To try to capture the shape of the distress calls better, we could try increasing the resolution by
bumping up the `n_mels` parameter:

In [None]:
min_frequency = 100  # Same as default value
max_frequency = 8000 # Same as default value
n_mels = 40          # Increased from the default of 13
log_mel_energies = calc_log_mel_energy_features(
    audio_signal, min_frequency=min_frequency, max_frequency=max_frequency, n_mels=n_mels
)
plot_features(log_mel_energies)
plt.title(f"Log mel energies: {min_frequency}-{max_frequency}Hz, n_mels={n_mels}")

We can indeed see the shape of the individual distress calls better above, but we've also increased
the dimensionality of our features quite a lot.  However, many of the features (e.g. the ones
between 0 and 20 on the y-axis) are probably not very useful in detecting the distress calls because
they fall outside the frequency range over which distress calls occur.  If we look at the original
spectrogram, the distress calls at this age of the chickens tend to occur in the 2000-4500Hz
frequency range.  We could potentially select out the relevant features from above (e.g. between 20
and 35 on the y-axis), or we can just adjust the parameters to only compute features over that range
(lowering `n_mels` as appropriate for the smaller frequency range):

In [None]:
min_frequency = 2000
max_frequency = 4500
n_mels = 15
log_mel_energies = calc_log_mel_energy_features(
    audio_signal, min_frequency=min_frequency, max_frequency=max_frequency, n_mels=n_mels
)
plot_features(log_mel_energies)
plt.title(f"Log mel energies: {min_frequency}-{max_frequency}Hz, n_mels={n_mels}")

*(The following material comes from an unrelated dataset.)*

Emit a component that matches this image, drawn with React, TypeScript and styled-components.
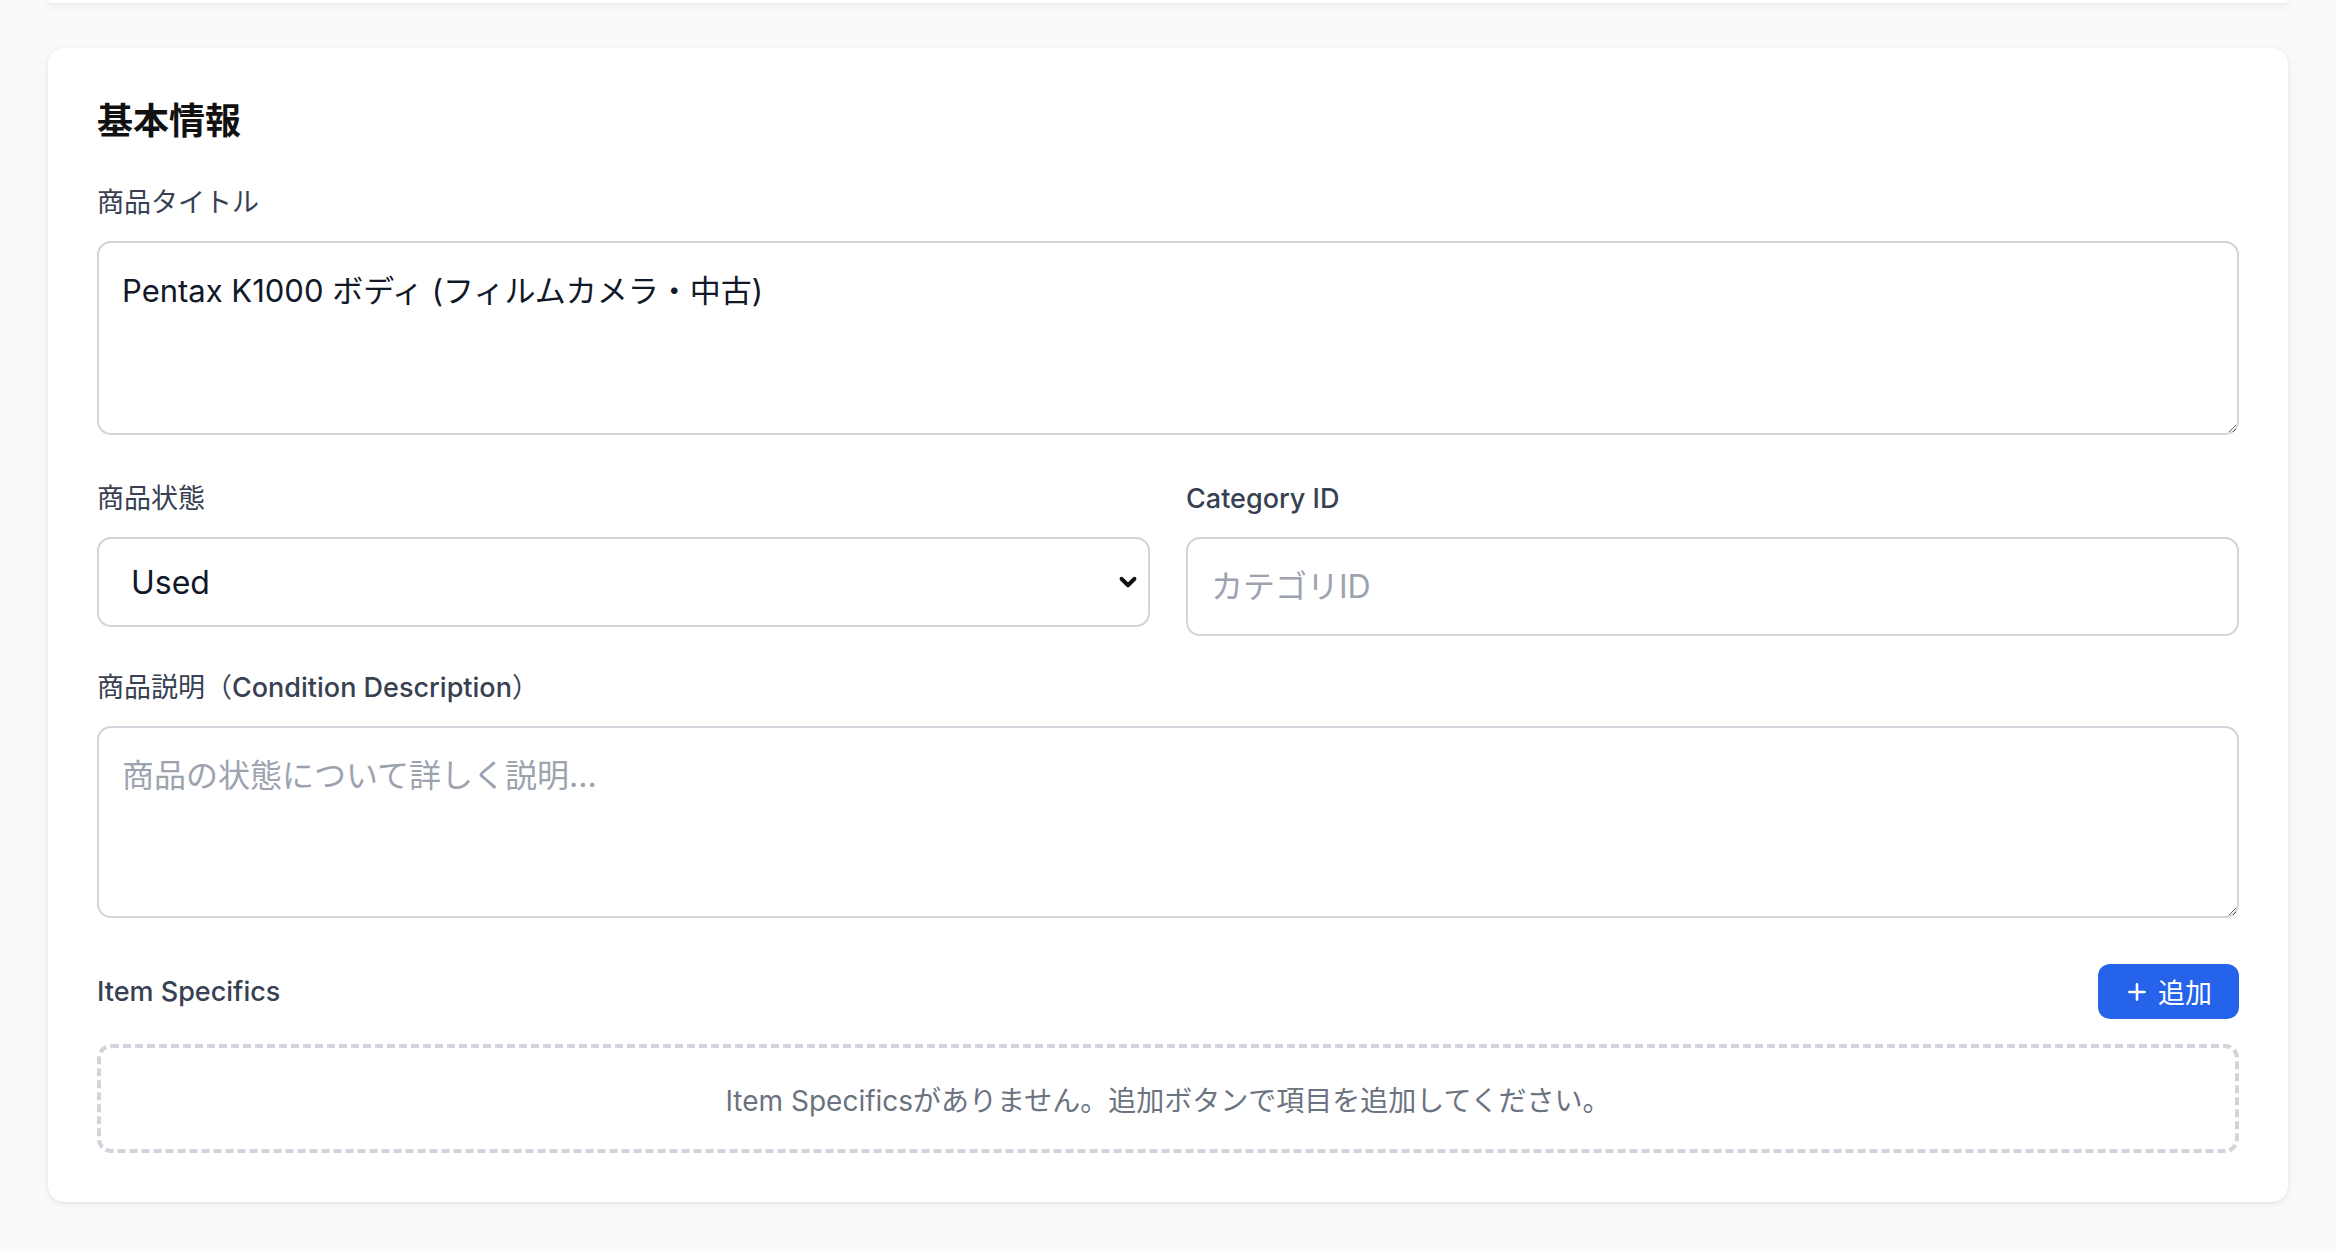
import styled, { createGlobalStyle } from "styled-components";
import { ChevronDown, Plus } from "lucide-react";

const GlobalStyle = createGlobalStyle`
  html, body {
    margin: 0;
    padding: 0;
    background: #f9fafb;
    font-family: "Inter", "Noto Sans CJK JP", sans-serif;
    color: #111827;
  }
  * {
    box-sizing: border-box;
  }
`;

const Page = styled.div`
  min-height: 100vh;
  padding: 0 48px 48px;
  display: flex;
  flex-direction: column;
`;

/* 上にスクロールで隠れている前のカードの下端 */
const PrevCardEdge = styled.div`
  height: 3px;
  margin-bottom: 45px;
  background: #ffffff;
  border-radius: 0 0 16px 16px;
  box-shadow: 0 3px 8px rgba(0, 0, 0, 0.1), 0 1px 3px rgba(0, 0, 0, 0.06);
`;

const Card = styled.section`
  background: #ffffff;
  border-radius: 16px;
  padding: 49px 49px 49px;
  box-shadow: 0 2px 8px rgba(0, 0, 0, 0.07), 0 1px 3px rgba(0, 0, 0, 0.06);
  display: flex;
  flex-direction: column;
`;

const Heading = styled.h2`
  margin: 0;
  font-size: 36px;
  line-height: 48px;
  font-weight: 700;
  color: #111111;
`;

const Field = styled.div<{ $top: number }>`
  display: flex;
  flex-direction: column;
  gap: 18px;
  margin-top: ${(p) => p.$top}px;
  min-width: 0;
`;

const Label = styled.label`
  font-size: 27px;
  line-height: 40px;
  font-weight: 400;
  color: #374151;
`;

/* 欧文部分だけ少し太く（和文は細いまま） */
const Latin = styled.span`
  font-weight: 500;
`;

const TwoColumns = styled.div<{ $top: number }>`
  display: grid;
  grid-template-columns: 1fr 1fr;
  gap: 36px;
  margin-top: ${(p) => p.$top}px;
  align-items: start;
`;

const TextArea = styled.textarea<{ $height: number }>`
  display: block;
  width: 100%;
  height: ${(p) => p.$height}px;
  padding: 24px 23px;
  border: 2px solid #d1d5db;
  border-radius: 14px;
  font-family: inherit;
  font-size: 31px;
  line-height: 48px;
  color: #111827;
  background: #ffffff;
  outline: none;
  resize: vertical;

  &::placeholder {
    color: #9ca3af;
    font-size: 32px;
  }
`;

const TextInput = styled.input`
  display: block;
  width: 100%;
  height: 99px;
  padding: 0 23px;
  border: 2px solid #d1d5db;
  border-radius: 14px;
  font-family: inherit;
  font-size: 32px;
  color: #111827;
  background: #ffffff;
  outline: none;

  &::placeholder {
    color: #9ca3af;
  }
`;

const SelectWrap = styled.div`
  position: relative;
`;

const Select = styled.select`
  display: block;
  width: 100%;
  height: 90px;
  padding: 0 60px 0 32px;
  border: 2px solid #d1d5db;
  border-radius: 14px;
  font-family: inherit;
  font-size: 32px;
  color: #111827;
  background: #ffffff;
  appearance: none;
  outline: none;
`;

const SelectArrow = styled.span`
  position: absolute;
  right: 9px;
  top: 50%;
  transform: translateY(-50%);
  display: flex;
  pointer-events: none;
  color: #111111;
`;

const SpecHeader = styled.div`
  display: flex;
  align-items: center;
  justify-content: space-between;
  margin-top: 46px;
`;

const AddButton = styled.button`
  display: flex;
  align-items: center;
  gap: 8px;
  height: 55px;
  padding: 0 27px 0 26px;
  border: none;
  border-radius: 12px;
  background: #2563eb;
  color: #ffffff;
  font-family: inherit;
  font-size: 27px;
  font-weight: 400;
  cursor: pointer;
`;

const EmptyBox = styled.div`
  margin-top: 25px;
  height: 109px;
  border: 4px dashed #d1d5db;
  border-radius: 14px;
  display: flex;
  align-items: center;
  justify-content: center;
  font-size: 28px;
  color: #6b7280;
`;

const App = () => {
  return (
    <>
      <GlobalStyle />
      <Page>
        <PrevCardEdge />
        <Card>
          <Heading>基本情報</Heading>

          <Field $top={38}>
            <Label>商品タイトル</Label>
            <TextArea
              $height={194}
              defaultValue="Pentax K1000 ボディ (フィルムカメラ・中古)"
            />
          </Field>

          <TwoColumns $top={44}>
            <Field $top={0}>
              <Label>商品状態</Label>
              <SelectWrap>
                <Select defaultValue="Used">
                  <option value="New">New</option>
                  <option value="Used">Used</option>
                </Select>
                <SelectArrow>
                  <ChevronDown size={26} strokeWidth={3.6} />
                </SelectArrow>
              </SelectWrap>
            </Field>
            <Field $top={0}>
              <Label>
                <Latin>Category ID</Latin>
              </Label>
              <TextInput placeholder="カテゴリID" />
            </Field>
          </TwoColumns>

          <Field $top={32}>
            <Label>
              商品説明（<Latin>Condition Description</Latin>）
            </Label>
            <TextArea $height={192} placeholder="商品の状態について詳しく説明..." />
          </Field>

          <SpecHeader>
            <Label>
              <Latin>Item Specifics</Latin>
            </Label>
            <AddButton type="button">
              <Plus size={26} strokeWidth={2.4} />
              追加
            </AddButton>
          </SpecHeader>

          <EmptyBox>Item Specificsがありません。追加ボタンで項目を追加してください。</EmptyBox>
        </Card>
      </Page>
    </>
  );
};

export default App;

The above looks pretty good for representing the different shapes of the distress calls without
having lots of extra, unneeded feature dimensions.  Note that 2000-4500Hz seems like a good range
for distress calls in the first week, but this range will probably need to be lowered for older
chickens (e.g. you might need to drop it by 500Hz for week two, and maybe more later).

In selecting parameter values, always keep in mind what goal you're trying to achieve.  For example,
if you're just trying to detect distress calls and don't really care about slight differences in
their shape, then you might consider going back to a lower `n_mels` value to lower the
dimensionality and make all the distress calls appear more similar.  This should be fine as long as
the lower resolution doesn't make it hard to distinguish between distress calls and other souds in
the environment:

In [None]:
min_frequency = 2000
max_frequency = 4500
n_mels = 5
log_mel_energies = calc_log_mel_energy_features(
    audio_signal, min_frequency=min_frequency, max_frequency=max_frequency, n_mels=n_mels
)
plot_features(log_mel_energies)
plt.title(f"Log mel energies: {min_frequency}-{max_frequency}Hz, n_mels={n_mels}")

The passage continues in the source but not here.